Depends on the extent of number crunching. If it's an algorithm you can't easily implement with NumPy and the "number crunching" part isn't a big part of the program or can be done "offline" (during the night etc.), you may get away with it.
I agree that if you have relatively straightforward numerical code you can implement with NumPy or SciPy, plain Python would be much, much slower.
I expect less difference if the programs uses NumPy instead, but it's a lot of work to rewrite them. I only modified a few programs with NumPy for unrelated work, but I just followed the style of the previous code, searched in Stack Overflow and hopped that my coded didn't break the performance too much.
On strings specifically, CPython has multiple representations of strings, including more compact representations for ASCII-only strings. It is likely to be more efficient than Racket for such programs, since Racket uses UTF-32 for all strings in memory.

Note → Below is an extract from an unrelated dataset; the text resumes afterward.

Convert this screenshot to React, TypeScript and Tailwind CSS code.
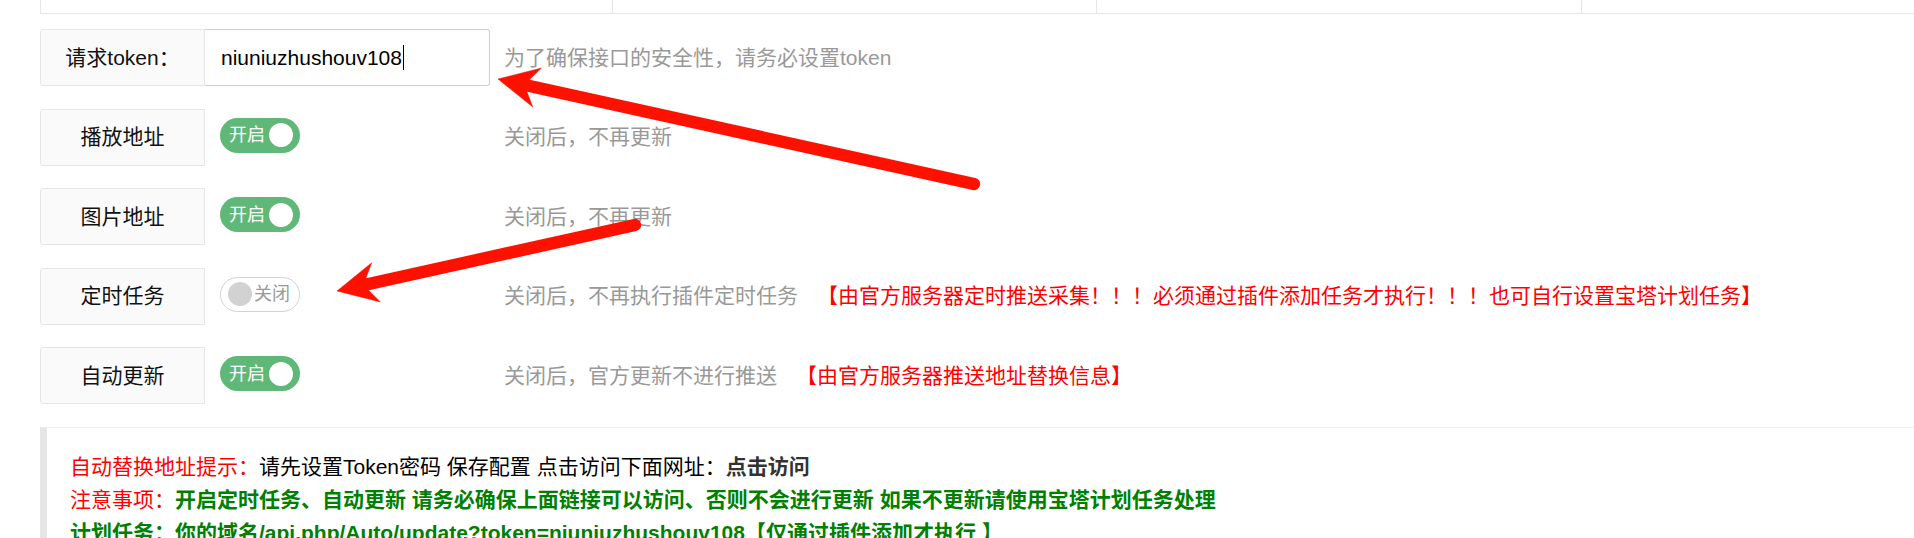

It's more complicated, because the inputs of the programs are fixed and public, so you could write
and call it a day.
So the rules ask to use the "same" algorithm, whatever that means when you are using very different languages. [My guess is that this is a huge source of nasty emails send to the organizer, becuase people claim their creative solution is not cheating or claim that other languages are cheating.]
I think that using byte string is fine, but IIRC it didn't change the time too much. It was weird, and perhaps I was doing something wrong or perhaps I'm misremembering. I don't have too much spare time now, so if someone likes these challenges, it's possible to try agian.